Contoured rotor blade flies faster

ROTARY-WING Sikorsky has patented a new rotor blade design for a high-speed compound rotorcraft with a contrarotating coaxial rotors and auxiliary propulsion. The blade has a unique planform in which chord increases to a maximum at around 70% radius then reduces towards the tip, resulting in a contoured, scimitar-like trailing edge. In Sikorsky's high-speed rotorcraft, at speeds up to 250kt (460km/h), the advancing blades of the upper and lower rotors produce lift while the retreating blades are offloaded. Compared with conventional helicopter rotors, the advancing blades encounter higher tip Mach numbers while more of the retreating blades are immersed in reverse flow. Aerofoil distribution and twist gradients along the new blade's span are tailored for tip speeds greater than M0.9 on the advancing side and up to 80% reverse flow on the retreating side.

www.sikorsky.com

In-wheel brake and motor saves fuel

TAXI Delos Aerospace hopes to announce the first application of its electromagnetic aircraft braking and ground manoeuvring system, on a very light jet, later this year. The Ashburn, Virginia-based company's in-wheel electric motor/generator system provides electromagnetic braking using permanent magnets in the brake rotors, while also generating electricity to recharge the lithium-ion batteries used to power the wheel-hub motors during taxiing. Delos says the in-wheel motor/generators are powerful enough to manoeuvre any size of aircraft on the ground, 160kg (350lb) of batteries storing enough power to taxi a Boeing 747-400 for 45min, and would allow the aircraft's engines to be shut down from landing to take-off, saving fuel.

www.delosaerospace.com

TILES links text to satellite images

INTELLIGENCE California based-Geosemble Technologies has won a US Defense Advanced Research Projects Agency contract for a system to link online data sources with satellite imagery.
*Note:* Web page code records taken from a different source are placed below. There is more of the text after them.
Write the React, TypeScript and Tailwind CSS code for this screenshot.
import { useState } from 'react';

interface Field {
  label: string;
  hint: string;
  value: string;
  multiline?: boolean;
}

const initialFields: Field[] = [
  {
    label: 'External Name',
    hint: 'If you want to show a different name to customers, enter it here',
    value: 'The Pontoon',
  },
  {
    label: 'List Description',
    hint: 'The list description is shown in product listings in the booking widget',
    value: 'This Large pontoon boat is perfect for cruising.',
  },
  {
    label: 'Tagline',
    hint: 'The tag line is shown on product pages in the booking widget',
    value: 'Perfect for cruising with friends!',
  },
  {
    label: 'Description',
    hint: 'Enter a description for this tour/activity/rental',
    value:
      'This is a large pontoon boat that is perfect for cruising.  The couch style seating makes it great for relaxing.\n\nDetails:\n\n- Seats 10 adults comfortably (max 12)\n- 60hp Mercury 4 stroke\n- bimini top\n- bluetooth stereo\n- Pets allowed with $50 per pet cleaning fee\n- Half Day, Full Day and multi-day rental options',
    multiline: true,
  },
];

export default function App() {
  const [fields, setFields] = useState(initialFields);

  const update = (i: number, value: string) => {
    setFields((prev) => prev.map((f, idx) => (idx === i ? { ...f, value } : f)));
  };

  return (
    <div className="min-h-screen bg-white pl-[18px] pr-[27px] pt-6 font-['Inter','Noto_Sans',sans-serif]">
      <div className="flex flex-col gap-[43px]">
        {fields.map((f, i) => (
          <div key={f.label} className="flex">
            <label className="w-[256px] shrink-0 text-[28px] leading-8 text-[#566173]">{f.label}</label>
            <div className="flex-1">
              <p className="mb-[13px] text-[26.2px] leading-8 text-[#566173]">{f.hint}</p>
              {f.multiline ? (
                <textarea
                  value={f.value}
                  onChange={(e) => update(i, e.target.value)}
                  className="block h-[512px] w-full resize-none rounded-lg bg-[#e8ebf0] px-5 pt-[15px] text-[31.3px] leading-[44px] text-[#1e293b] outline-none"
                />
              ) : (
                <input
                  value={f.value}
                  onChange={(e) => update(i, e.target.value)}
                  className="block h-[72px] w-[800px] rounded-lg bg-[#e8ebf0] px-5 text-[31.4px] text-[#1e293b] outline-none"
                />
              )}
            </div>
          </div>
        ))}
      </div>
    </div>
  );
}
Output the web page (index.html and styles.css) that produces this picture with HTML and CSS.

The Text-to-Image Linking and Embedding System (TILES) "will superimpose summaries of related news articles and online information on top of target imagery", providing the information chronologically. Users could view a satellite image and automatically find and apply online text, video and mapping intelligence to the location.

www.geosemble.com

Modelling helps cabins stay cool

DESIGN A mathematical model that predicts temperatures within aircraft cabins and equipment pods has been developed by Scottish consultancy RFT Systems. The company says its model predicts the heating and cooling required to maintain cabin temperature throughout all phases of flight. The model first sizes the heating and cooling systems based on worst-case steady-state environments then dynamically models the cabin through typical flight profiles to determine the system response required. Farnborough Aircraft has used the model to size and specify a vapour-cycle system for its prototype Kestrel.

www.rftsite.co.uk

E1553 expands databus for video

UPGRADE The US Air Force has completed an operational assessment of Extended 1553 databus technology in a Lockheed Martin F-16, demonstrating roughly 100 times higher throughput over existing wiring without interfering with legacy 1553B databus operations. The flight test was a step towards use of E1553, developed by Kanata, Ontario-based Edgewater Computer Systems, to upgrade aircraft for high-speed data such as video. E1553 increases existing databus capacity from 1Mb/s to as much as 200Mb/s.

www.edgewater.ca

China developing a wingship

CROSSOVER A wing-in-ground-effect (WIGE) aircraft is under development at Shanghai based-Tongji University, according to Chinese media. With a design payload of 4,000kg (8,800lb), top speed of 162kt (300km/h) and maximum altitude of 16ft (5m), the aircraft is claimed to consume half to two-thirds of the fuel of an "ordinary aircraft" while carrying "more weight" and being up to six times faster than an ocean-going ship. The report says further development could lead to a 50-seat prototype by 2013, with future versions able to carry up to 400,000kg by 2017.